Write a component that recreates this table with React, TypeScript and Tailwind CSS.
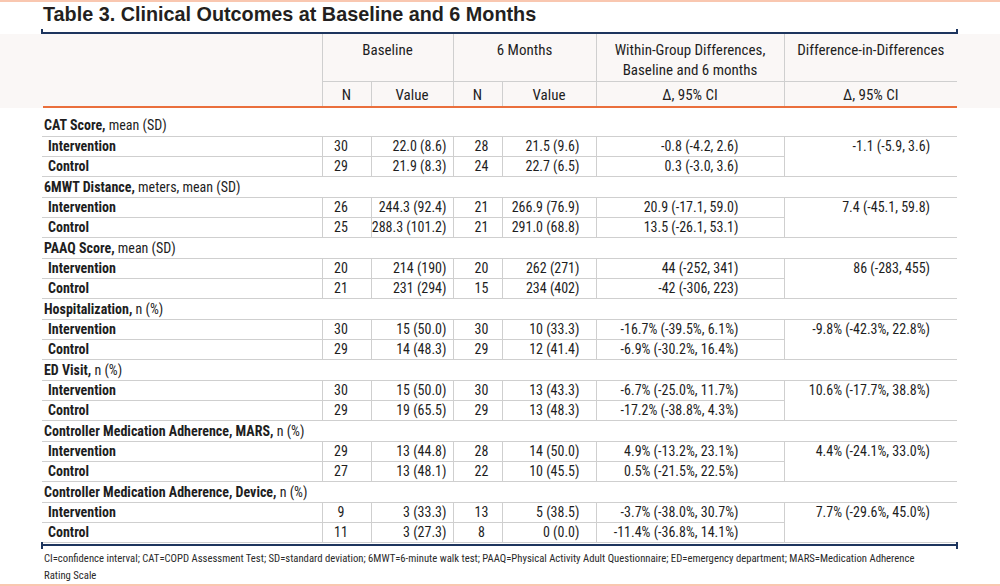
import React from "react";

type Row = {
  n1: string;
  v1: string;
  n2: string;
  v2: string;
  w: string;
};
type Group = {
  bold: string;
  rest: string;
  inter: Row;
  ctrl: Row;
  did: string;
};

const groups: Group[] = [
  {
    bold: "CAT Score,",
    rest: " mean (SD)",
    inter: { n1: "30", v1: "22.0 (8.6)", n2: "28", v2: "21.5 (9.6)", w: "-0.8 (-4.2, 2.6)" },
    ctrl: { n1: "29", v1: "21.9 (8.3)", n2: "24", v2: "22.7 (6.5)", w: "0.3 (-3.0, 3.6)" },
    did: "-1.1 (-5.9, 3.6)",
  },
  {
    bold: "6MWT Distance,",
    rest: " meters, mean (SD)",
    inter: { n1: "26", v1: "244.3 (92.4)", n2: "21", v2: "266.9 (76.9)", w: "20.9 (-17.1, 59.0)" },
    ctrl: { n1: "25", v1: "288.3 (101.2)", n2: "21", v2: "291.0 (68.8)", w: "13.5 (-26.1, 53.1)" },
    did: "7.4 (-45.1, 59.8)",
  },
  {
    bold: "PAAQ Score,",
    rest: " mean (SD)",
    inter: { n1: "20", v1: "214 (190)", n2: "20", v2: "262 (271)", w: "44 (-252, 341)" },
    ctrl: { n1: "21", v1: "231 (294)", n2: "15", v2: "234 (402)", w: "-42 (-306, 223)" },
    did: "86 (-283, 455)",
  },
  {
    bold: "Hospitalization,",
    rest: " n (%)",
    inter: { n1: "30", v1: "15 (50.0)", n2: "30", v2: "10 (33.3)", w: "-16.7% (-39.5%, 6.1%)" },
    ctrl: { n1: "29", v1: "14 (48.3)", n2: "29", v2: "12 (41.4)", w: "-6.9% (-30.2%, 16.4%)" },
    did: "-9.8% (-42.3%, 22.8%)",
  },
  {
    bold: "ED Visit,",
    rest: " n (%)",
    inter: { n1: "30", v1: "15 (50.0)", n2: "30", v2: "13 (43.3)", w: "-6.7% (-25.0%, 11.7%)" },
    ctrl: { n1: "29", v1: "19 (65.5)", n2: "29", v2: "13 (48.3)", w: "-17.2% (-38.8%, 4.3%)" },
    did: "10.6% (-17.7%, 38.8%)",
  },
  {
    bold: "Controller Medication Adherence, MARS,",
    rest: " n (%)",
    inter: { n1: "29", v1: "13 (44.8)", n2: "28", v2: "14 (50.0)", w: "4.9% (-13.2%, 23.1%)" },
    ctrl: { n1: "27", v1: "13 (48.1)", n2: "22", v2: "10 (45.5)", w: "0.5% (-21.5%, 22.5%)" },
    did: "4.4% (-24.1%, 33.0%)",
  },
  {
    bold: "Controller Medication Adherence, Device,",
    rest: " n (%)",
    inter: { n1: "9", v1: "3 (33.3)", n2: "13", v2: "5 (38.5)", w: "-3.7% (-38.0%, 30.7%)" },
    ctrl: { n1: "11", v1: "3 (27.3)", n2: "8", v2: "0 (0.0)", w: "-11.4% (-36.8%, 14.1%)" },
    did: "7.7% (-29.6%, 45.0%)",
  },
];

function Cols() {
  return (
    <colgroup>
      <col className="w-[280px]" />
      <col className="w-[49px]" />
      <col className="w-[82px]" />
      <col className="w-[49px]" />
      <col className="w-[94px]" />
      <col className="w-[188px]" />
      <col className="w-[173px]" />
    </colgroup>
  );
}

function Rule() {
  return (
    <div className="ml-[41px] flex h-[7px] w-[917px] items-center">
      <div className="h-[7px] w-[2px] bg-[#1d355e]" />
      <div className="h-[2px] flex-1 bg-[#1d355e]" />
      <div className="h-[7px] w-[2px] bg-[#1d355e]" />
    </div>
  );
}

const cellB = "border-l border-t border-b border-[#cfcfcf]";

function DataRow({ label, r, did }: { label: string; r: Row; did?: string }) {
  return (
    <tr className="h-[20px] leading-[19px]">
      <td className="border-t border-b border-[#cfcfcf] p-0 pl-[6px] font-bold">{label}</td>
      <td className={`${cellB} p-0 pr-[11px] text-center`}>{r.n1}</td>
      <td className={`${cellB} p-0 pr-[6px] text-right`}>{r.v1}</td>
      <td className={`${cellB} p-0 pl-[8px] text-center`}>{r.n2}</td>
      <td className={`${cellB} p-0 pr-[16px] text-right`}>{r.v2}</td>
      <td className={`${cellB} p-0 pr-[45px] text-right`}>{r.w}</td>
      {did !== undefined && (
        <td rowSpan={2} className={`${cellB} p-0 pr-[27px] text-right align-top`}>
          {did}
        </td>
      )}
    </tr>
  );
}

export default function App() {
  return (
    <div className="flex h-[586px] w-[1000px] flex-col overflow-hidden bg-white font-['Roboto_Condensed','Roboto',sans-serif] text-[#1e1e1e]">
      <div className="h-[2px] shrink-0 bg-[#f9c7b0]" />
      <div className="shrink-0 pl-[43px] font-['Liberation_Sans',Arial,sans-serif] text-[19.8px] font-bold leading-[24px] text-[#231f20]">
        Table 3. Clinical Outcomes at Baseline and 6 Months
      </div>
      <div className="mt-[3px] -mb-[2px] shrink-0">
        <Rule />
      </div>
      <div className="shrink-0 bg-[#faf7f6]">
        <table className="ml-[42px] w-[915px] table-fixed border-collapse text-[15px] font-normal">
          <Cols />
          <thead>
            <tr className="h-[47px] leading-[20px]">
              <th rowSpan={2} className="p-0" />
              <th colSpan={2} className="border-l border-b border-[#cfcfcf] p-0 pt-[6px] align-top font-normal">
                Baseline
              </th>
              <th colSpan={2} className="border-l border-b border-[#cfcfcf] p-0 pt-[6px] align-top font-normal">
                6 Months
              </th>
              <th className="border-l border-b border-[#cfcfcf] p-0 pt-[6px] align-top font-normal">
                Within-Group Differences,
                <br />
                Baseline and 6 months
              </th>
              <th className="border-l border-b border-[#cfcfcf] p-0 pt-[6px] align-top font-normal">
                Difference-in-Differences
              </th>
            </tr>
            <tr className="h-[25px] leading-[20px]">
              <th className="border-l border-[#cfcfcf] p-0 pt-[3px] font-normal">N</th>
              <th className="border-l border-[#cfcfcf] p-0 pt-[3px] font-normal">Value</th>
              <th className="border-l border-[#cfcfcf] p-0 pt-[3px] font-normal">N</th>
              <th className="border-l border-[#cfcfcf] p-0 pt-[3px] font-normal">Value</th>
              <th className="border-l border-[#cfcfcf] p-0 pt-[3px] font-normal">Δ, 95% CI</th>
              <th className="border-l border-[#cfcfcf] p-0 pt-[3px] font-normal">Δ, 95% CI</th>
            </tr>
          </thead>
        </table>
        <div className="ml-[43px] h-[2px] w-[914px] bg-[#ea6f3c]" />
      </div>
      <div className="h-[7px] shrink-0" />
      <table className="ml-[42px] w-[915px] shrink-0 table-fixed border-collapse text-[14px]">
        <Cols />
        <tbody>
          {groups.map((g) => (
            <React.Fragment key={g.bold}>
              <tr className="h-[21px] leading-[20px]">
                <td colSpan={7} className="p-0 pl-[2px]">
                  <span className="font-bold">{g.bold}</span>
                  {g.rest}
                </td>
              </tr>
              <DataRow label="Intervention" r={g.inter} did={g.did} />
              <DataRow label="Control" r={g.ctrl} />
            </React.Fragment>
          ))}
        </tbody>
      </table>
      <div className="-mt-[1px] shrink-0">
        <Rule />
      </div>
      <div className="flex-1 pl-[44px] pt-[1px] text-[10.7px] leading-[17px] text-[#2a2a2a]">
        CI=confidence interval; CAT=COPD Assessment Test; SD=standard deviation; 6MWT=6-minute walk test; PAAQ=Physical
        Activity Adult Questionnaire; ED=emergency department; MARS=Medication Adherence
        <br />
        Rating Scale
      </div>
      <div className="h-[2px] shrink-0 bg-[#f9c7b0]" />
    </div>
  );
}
• • •
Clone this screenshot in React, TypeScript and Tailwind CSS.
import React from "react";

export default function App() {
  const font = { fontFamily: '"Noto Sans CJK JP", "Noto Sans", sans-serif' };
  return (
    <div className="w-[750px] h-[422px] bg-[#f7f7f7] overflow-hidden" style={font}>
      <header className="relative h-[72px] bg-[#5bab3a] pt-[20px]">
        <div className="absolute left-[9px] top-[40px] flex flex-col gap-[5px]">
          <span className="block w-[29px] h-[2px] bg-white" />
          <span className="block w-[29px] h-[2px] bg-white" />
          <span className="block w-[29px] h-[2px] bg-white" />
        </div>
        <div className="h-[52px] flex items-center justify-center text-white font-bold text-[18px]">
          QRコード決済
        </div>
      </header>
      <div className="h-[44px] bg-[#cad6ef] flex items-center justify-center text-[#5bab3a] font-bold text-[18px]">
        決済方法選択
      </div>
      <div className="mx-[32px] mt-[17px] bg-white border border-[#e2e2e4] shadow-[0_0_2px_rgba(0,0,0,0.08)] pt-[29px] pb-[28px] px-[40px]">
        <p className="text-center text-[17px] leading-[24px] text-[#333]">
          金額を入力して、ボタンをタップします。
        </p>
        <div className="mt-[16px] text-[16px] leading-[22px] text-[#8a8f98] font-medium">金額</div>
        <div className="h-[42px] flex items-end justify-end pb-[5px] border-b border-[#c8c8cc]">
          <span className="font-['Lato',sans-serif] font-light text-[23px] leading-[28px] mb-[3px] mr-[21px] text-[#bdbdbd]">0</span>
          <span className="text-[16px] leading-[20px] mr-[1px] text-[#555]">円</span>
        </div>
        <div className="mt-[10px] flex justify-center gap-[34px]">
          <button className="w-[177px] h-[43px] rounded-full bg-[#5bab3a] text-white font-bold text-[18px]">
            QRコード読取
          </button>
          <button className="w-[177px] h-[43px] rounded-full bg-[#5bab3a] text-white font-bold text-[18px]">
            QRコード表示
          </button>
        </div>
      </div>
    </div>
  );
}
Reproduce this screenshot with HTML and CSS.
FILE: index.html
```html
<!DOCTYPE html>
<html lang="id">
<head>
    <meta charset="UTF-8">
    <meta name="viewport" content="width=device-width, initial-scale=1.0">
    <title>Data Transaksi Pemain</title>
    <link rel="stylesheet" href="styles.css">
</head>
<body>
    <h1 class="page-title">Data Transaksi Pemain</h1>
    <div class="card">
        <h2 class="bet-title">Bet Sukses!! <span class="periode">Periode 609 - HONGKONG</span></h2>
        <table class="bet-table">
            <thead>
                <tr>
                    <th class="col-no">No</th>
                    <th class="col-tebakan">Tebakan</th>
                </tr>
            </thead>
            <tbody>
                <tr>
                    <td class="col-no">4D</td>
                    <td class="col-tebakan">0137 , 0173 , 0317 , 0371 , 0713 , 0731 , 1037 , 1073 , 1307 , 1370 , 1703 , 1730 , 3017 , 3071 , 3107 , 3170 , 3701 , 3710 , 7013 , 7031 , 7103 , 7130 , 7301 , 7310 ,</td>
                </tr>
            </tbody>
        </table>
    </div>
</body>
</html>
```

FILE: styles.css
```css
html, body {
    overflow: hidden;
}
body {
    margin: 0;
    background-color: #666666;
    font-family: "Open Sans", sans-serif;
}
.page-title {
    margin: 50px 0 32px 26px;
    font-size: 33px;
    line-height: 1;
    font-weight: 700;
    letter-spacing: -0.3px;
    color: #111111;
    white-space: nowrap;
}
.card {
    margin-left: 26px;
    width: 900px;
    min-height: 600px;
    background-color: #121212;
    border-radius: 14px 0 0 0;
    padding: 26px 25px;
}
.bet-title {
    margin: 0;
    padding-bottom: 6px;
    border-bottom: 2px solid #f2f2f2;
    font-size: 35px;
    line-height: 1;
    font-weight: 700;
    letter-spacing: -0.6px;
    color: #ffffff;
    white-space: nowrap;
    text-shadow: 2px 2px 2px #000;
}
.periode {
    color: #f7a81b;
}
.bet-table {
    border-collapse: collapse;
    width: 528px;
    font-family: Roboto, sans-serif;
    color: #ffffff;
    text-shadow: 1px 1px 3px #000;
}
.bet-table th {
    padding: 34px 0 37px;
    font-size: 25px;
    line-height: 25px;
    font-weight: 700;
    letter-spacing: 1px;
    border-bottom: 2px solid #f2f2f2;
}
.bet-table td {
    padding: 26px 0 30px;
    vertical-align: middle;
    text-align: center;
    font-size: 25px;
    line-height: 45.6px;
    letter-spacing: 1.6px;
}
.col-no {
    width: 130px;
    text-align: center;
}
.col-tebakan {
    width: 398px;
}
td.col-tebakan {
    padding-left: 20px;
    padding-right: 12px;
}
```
• • •
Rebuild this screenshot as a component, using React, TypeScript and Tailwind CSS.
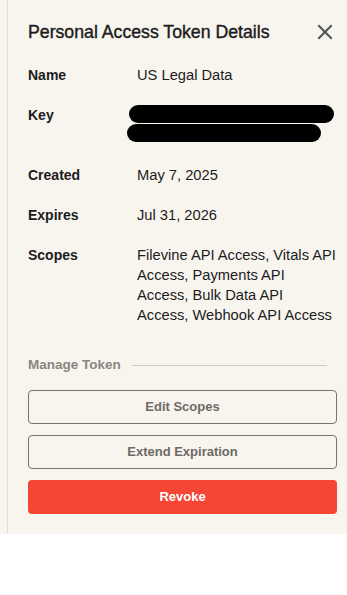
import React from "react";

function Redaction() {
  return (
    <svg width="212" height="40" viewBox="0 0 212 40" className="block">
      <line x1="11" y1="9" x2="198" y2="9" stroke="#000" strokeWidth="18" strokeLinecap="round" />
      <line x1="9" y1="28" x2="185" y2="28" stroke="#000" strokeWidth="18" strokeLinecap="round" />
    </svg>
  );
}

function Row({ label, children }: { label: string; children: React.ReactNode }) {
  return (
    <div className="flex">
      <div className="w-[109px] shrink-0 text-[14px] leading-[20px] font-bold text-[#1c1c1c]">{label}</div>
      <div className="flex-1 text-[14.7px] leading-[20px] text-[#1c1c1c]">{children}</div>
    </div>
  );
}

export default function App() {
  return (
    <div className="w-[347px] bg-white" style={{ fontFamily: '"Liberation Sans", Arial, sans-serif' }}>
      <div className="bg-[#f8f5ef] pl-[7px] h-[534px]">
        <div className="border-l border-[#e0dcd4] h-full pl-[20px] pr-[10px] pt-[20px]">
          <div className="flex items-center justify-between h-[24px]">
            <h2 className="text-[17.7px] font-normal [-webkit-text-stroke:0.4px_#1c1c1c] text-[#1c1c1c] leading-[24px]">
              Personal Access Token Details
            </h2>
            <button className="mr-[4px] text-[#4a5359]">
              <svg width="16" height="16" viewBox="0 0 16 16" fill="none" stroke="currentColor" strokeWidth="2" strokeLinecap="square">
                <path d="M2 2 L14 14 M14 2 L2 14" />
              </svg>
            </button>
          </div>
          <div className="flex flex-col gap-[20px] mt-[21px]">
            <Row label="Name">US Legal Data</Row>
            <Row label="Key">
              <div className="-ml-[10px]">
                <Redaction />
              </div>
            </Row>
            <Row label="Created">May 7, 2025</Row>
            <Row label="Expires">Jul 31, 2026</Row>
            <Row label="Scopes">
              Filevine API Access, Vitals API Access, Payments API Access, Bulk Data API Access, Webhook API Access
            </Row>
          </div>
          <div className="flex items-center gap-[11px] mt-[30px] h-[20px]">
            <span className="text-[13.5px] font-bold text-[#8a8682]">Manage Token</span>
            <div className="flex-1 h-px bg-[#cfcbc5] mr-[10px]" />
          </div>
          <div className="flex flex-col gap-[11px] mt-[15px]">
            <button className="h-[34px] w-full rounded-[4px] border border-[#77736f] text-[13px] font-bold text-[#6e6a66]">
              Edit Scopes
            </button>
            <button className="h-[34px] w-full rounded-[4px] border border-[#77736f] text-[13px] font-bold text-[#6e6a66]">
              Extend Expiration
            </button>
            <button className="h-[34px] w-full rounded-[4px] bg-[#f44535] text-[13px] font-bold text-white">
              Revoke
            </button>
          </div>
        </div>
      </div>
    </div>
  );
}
• • •
Problem: Scan the listing above for the word "this" and show each line where it is found.

Full output:
Write a component that recreates this table with React, TypeScript and Tailwind CSS.
Clone this screenshot in React, TypeScript and Tailwind CSS.
Reproduce this screenshot with HTML and CSS.
Rebuild this screenshot as a component, using React, TypeScript and Tailwind CSS.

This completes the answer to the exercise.